Investor Takeaways & Potential Price Sensitive Issues
- Share Buy-Back Programme: The active buy-back and renewed authority could support the share price and EPS, especially if shares are cancelled. However, aggressive buy-backs could reduce available cash for investments or dividends.
- Triggering of Mandatory Takeover: There is a risk that the buy-back could inadvertently trigger a mandatory general offer by Foremost Equals Sdn Bhd. If this happens, it could substantially impact share price and control of the company.
- Substantial RRPTs: The scale of related party transactions (some exceeding RM50 million) underscores the importance of ongoing mandates for business continuity, but may raise corporate governance questions for some investors.

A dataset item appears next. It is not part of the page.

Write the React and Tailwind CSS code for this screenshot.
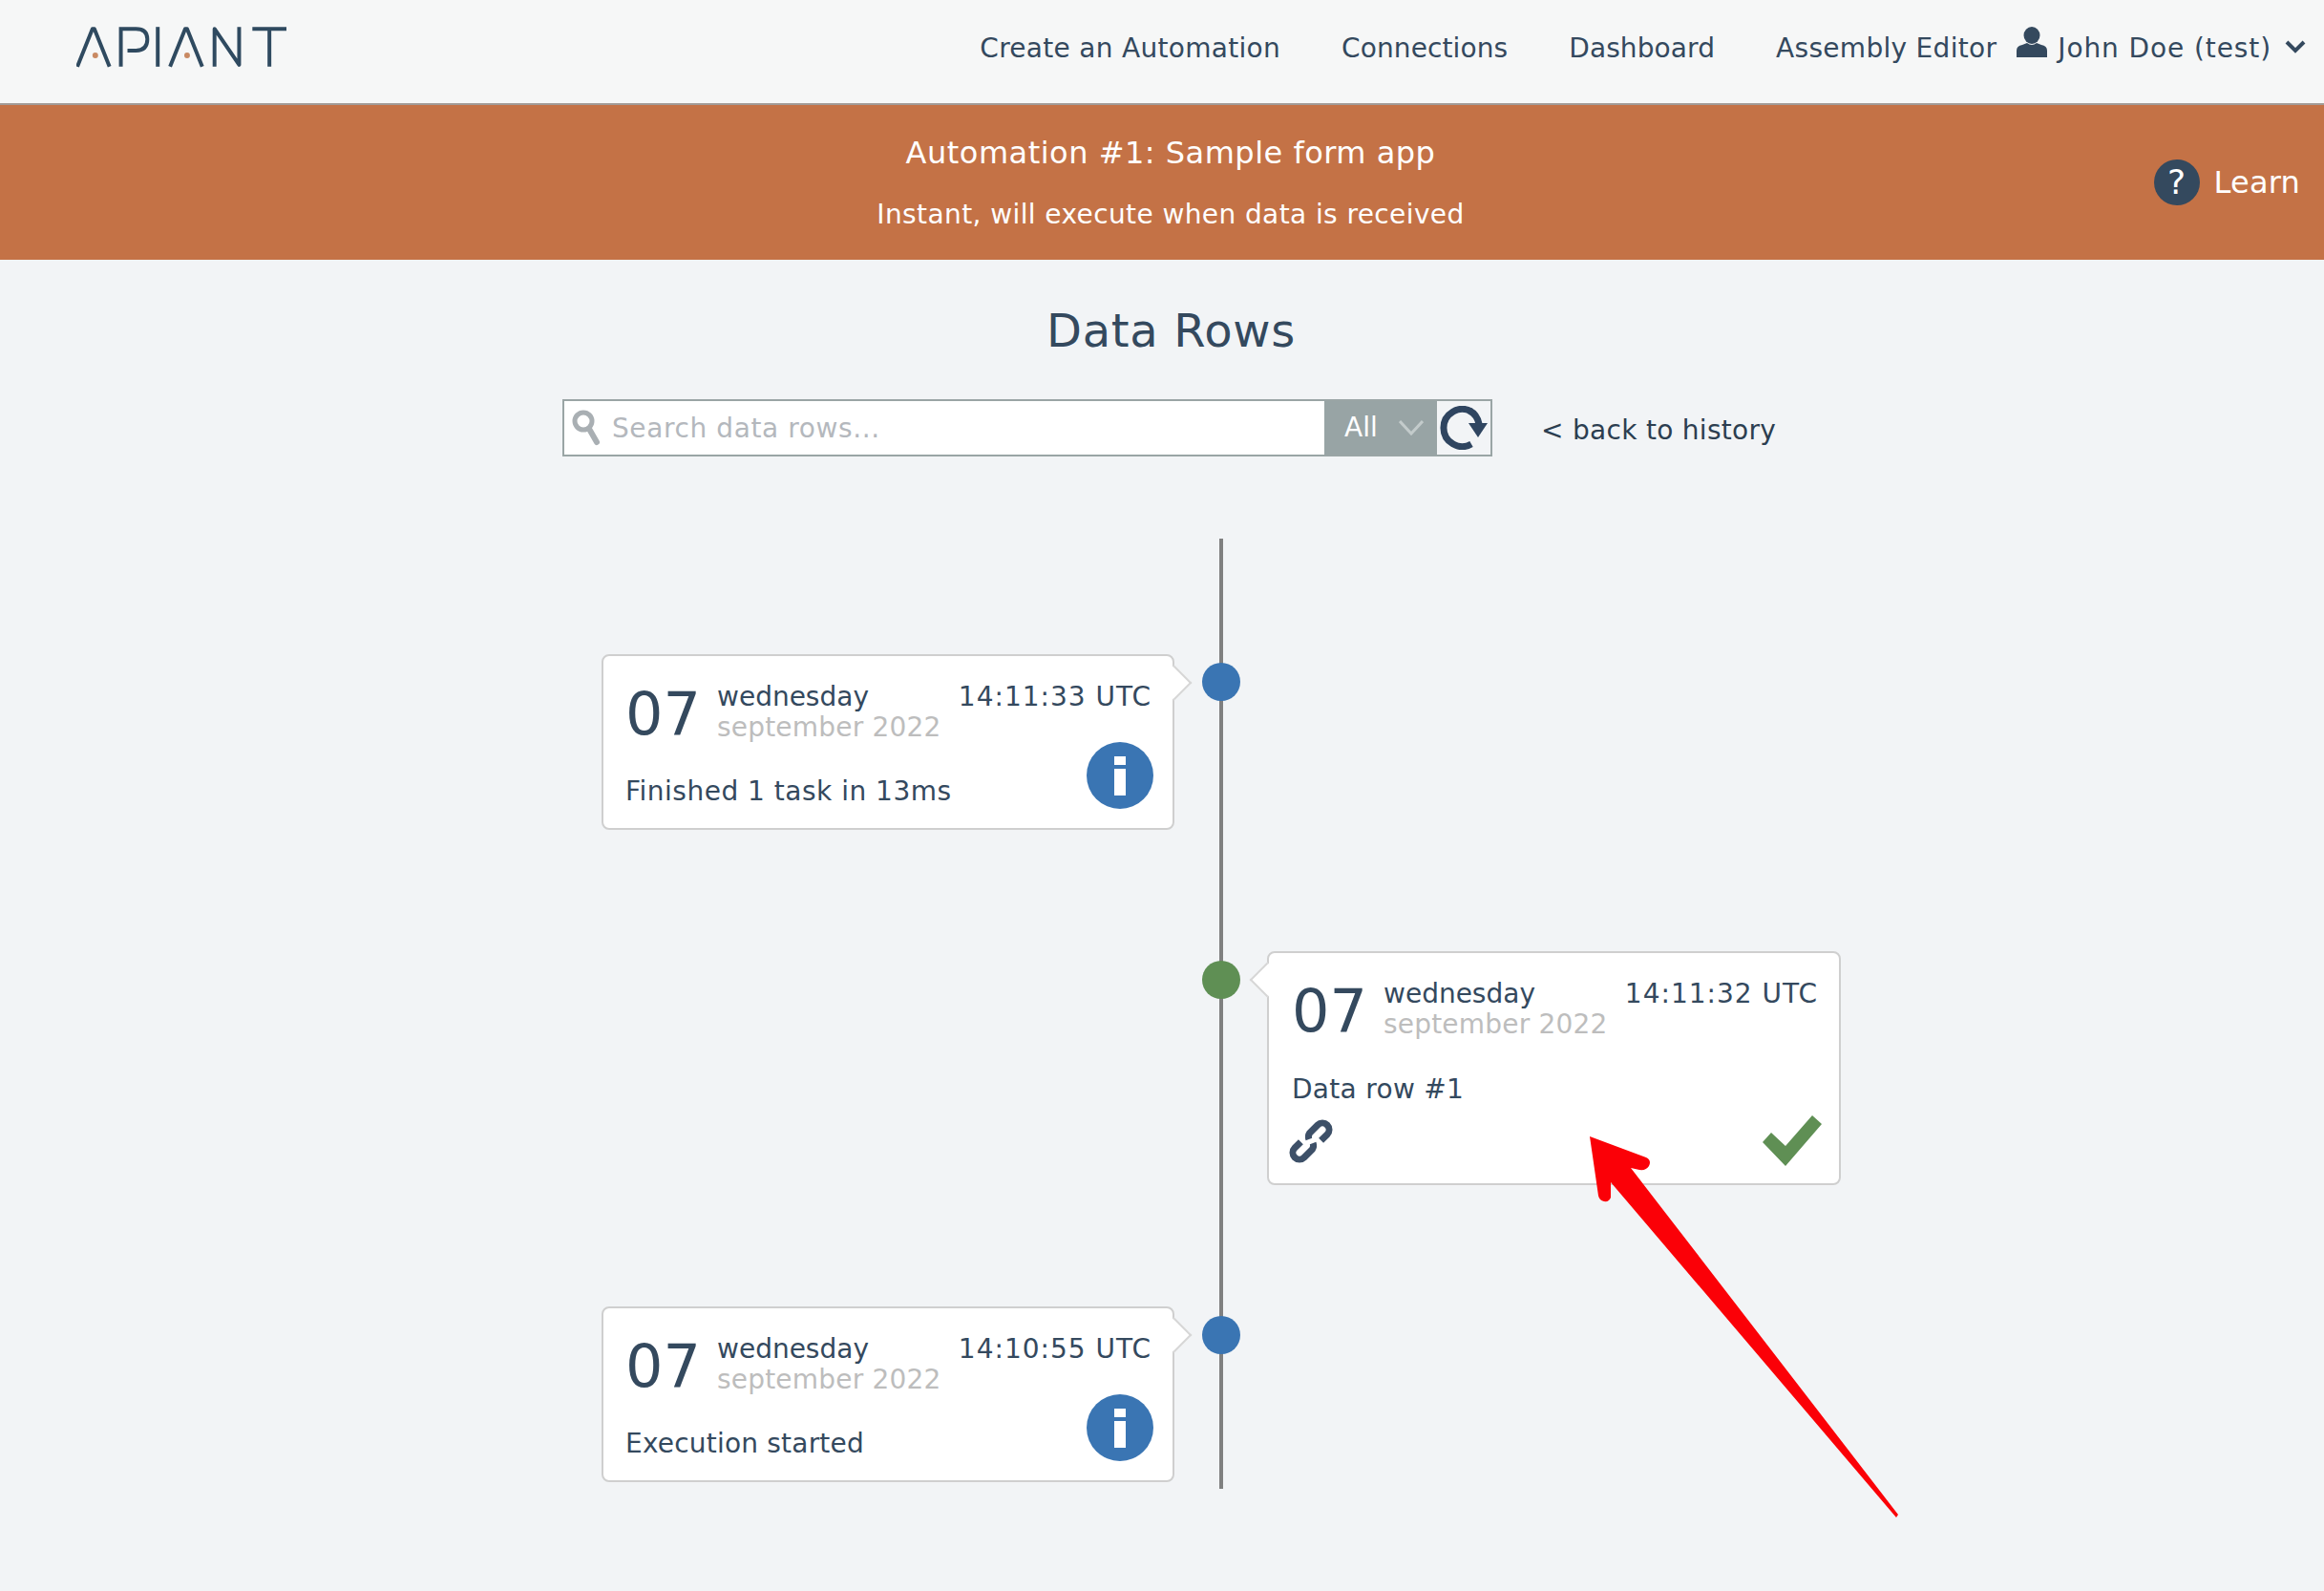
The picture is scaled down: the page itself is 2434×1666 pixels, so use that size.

- No Material Litigation: Absence of ongoing or threatened litigation is a positive for risk assessment.
- Board and Major Shareholder Abstentions: The abstentions by directors and major shareholders due to conflicts of interest ensures compliance with governance standards, but investors should scrutinize the details and rationale for such extensive RRPTs.
AGM Details and Action Required
The 31st AGM will be held at Sapphire Hall, Purest Hotel, Sungai Petani, Kedah, on Friday, 22 May 2026 at 11:00 a.m. Shareholders unable to attend should submit their proxy forms or email them to the Share Registrar by 20 May 2026 at 11:00 a.m.
Disclaimer
This article is for informational purposes only and does not constitute investment advice or a recommendation. Investors should conduct their own due diligence and consult their financial advisors before making any investment decisions. The content is based on information extracted from official company circulars and is subject to change or update without notice.